(A block of data)
____________________

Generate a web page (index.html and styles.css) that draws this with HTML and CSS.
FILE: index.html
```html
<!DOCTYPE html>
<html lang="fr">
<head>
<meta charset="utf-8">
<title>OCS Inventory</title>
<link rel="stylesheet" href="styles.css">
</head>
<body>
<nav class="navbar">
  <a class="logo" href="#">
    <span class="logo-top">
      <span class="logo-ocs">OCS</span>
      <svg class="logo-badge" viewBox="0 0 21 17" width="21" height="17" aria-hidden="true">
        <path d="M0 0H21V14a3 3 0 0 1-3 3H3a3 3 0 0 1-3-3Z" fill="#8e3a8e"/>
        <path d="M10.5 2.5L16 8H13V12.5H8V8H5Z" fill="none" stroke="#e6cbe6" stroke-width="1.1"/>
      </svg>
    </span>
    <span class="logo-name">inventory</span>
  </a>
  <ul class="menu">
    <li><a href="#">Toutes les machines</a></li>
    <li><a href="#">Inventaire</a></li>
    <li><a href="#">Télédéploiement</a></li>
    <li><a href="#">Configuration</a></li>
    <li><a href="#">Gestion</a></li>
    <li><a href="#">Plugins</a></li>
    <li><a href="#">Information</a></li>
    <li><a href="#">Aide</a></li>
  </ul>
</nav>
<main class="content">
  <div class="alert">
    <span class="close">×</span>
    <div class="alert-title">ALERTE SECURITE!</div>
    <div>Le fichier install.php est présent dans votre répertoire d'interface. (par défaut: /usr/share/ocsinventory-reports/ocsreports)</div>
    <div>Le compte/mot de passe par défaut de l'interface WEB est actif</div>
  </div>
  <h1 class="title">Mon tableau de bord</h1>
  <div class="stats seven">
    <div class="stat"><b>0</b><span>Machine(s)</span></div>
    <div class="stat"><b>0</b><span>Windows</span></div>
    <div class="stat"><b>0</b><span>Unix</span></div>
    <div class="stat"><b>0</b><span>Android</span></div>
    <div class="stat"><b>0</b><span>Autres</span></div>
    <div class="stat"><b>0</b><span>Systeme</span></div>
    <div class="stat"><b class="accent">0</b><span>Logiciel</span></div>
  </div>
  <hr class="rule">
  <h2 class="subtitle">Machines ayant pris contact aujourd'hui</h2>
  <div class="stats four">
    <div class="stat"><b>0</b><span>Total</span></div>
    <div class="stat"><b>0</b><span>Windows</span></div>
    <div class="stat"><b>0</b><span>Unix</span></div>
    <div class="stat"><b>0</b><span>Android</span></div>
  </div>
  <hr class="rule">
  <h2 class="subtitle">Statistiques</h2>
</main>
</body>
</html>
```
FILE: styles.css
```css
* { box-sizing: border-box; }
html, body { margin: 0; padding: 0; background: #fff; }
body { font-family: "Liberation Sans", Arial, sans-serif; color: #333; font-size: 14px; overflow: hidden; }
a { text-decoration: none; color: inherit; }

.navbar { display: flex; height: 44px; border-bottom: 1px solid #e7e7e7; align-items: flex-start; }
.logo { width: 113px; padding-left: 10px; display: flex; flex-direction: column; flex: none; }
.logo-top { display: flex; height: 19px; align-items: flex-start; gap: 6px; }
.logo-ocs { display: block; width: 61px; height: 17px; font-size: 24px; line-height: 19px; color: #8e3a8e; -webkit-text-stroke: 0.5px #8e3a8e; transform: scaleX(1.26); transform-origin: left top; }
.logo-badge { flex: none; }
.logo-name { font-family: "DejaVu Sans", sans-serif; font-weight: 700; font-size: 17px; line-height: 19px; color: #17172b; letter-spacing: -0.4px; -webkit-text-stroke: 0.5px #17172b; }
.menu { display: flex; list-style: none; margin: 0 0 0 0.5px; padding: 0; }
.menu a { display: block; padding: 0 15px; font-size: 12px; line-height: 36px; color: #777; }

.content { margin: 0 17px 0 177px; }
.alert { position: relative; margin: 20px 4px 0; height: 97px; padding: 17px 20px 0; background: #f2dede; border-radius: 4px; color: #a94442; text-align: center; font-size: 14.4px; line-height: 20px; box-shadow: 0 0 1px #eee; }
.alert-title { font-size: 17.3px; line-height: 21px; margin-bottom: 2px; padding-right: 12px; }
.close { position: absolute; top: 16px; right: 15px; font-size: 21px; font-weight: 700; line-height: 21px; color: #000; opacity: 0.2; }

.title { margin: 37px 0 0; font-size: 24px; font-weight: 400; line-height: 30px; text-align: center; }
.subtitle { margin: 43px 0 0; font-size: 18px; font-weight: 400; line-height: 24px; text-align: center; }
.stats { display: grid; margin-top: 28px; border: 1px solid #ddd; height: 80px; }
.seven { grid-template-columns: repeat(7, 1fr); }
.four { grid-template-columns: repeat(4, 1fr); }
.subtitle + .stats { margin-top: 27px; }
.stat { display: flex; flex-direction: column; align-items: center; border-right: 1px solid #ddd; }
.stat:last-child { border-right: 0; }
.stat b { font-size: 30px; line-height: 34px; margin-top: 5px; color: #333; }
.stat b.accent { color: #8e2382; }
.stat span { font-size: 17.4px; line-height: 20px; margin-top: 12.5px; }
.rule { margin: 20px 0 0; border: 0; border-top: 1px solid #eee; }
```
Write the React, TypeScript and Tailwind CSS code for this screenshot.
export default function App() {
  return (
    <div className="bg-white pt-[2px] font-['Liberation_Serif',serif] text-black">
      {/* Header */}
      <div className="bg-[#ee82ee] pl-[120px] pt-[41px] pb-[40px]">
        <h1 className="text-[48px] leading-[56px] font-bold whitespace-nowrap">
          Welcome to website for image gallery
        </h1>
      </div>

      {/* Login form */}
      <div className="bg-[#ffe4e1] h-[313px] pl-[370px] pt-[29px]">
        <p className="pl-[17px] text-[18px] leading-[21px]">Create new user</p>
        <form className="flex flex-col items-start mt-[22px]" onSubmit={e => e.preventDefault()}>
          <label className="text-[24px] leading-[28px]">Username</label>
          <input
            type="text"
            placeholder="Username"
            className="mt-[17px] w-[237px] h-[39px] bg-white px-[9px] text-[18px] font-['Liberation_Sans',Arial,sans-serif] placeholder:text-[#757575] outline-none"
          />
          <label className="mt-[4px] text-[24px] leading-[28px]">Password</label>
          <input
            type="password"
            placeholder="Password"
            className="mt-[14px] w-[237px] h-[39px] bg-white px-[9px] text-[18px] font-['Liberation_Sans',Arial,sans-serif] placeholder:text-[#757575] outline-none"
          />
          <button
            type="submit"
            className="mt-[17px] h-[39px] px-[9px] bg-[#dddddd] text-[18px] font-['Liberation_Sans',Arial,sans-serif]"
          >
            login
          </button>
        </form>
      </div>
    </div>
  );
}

____________________

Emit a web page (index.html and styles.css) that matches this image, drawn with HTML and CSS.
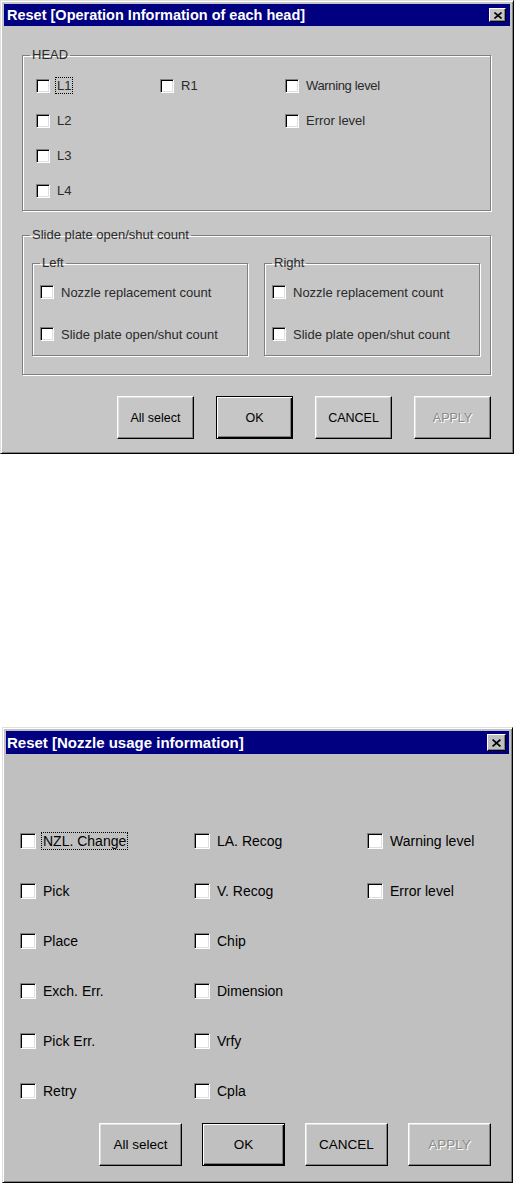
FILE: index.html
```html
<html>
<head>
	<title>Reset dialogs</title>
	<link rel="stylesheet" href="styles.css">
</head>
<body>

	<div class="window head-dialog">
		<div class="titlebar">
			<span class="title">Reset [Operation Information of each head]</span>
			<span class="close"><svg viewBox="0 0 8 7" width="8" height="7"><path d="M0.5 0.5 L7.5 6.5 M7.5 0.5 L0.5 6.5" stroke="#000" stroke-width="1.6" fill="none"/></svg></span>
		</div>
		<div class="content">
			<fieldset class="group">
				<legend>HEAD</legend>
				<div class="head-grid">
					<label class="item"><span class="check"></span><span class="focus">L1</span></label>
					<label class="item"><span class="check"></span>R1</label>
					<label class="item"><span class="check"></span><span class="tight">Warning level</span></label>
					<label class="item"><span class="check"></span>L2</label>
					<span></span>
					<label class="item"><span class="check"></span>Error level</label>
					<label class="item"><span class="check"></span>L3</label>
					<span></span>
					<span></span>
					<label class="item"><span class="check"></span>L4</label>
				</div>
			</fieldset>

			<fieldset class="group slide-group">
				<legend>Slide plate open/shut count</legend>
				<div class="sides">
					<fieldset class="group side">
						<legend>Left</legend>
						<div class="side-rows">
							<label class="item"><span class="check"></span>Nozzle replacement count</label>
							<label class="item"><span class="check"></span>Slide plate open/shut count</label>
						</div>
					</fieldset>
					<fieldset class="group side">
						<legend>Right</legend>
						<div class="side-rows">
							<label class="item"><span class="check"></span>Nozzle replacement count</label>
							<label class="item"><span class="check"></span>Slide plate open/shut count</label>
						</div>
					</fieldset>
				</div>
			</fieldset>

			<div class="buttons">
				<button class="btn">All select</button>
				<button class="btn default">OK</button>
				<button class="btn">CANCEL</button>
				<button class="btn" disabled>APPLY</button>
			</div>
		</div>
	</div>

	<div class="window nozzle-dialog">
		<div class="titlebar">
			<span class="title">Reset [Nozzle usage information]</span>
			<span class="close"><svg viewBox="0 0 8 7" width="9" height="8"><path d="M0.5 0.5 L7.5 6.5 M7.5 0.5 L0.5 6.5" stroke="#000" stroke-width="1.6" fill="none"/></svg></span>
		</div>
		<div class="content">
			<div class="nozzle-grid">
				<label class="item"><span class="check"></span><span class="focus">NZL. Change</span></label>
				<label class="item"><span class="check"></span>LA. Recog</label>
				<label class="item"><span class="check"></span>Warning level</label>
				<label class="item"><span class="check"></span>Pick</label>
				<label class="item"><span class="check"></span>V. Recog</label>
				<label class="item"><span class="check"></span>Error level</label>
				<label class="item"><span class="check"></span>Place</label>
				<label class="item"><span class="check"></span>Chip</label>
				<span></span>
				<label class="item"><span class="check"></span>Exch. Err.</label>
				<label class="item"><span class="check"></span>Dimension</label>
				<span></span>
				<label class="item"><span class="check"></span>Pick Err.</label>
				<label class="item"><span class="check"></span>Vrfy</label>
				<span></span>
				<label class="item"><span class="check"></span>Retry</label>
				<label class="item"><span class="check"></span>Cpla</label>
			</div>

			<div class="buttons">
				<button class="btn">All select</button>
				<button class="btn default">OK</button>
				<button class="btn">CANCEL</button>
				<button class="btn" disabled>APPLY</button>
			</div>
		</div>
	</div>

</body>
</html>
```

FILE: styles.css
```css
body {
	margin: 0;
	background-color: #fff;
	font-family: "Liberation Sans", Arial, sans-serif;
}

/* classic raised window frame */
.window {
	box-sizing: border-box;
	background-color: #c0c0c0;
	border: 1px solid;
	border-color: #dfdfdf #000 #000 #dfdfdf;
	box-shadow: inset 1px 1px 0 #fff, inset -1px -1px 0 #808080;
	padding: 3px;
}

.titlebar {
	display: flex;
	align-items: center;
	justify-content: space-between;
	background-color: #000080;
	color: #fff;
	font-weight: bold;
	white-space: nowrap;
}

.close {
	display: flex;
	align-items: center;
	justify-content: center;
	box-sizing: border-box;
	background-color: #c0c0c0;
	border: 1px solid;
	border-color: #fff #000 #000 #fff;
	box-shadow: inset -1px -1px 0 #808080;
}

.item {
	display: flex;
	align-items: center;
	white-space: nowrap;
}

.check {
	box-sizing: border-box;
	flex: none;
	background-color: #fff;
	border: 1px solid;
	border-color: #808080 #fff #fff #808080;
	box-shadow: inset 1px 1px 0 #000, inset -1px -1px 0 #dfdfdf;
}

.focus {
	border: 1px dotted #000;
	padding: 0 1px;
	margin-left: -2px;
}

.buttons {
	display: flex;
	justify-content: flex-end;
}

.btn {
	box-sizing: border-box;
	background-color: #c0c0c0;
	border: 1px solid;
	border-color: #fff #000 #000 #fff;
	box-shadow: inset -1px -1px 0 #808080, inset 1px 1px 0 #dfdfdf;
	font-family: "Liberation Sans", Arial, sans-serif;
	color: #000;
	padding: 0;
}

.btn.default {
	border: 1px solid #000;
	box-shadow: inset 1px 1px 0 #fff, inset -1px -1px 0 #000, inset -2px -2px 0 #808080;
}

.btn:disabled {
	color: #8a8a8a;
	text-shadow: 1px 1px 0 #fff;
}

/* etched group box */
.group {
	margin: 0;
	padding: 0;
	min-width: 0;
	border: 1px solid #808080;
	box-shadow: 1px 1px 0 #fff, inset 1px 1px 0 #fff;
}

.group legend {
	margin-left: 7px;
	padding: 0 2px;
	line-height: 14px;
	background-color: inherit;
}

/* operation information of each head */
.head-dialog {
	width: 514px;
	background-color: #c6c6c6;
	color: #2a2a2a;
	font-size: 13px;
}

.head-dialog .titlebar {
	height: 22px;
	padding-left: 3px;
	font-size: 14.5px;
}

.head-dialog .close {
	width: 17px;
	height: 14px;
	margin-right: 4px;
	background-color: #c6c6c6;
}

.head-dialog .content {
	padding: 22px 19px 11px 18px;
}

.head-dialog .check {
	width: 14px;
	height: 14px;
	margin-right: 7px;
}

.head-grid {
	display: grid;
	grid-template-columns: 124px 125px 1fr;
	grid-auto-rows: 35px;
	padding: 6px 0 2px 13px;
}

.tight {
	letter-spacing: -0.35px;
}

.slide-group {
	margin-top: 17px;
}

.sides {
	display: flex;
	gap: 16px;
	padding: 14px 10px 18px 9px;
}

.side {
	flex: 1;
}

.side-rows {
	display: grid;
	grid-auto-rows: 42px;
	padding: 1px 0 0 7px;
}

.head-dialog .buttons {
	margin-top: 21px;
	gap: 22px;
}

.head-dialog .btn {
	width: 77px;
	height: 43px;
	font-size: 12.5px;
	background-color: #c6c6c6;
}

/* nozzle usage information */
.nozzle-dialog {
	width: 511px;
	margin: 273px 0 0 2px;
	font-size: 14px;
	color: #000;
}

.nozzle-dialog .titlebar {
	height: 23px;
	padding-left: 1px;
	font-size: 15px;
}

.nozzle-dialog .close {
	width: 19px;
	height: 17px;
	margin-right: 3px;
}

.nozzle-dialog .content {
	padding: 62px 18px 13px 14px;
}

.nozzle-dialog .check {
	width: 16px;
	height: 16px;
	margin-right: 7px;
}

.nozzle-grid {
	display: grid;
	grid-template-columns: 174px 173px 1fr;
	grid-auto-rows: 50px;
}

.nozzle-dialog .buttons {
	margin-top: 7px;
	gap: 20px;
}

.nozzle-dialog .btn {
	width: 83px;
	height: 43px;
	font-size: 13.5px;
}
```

____________________

- _Set task_
Copy every line in the listing above where the string "index" turns up.

- _Correct result_
Generate a web page (index.html and styles.css) that draws this with HTML and CSS.
FILE: index.html
Emit a web page (index.html and styles.css) that matches this image, drawn with HTML and CSS.
FILE: index.html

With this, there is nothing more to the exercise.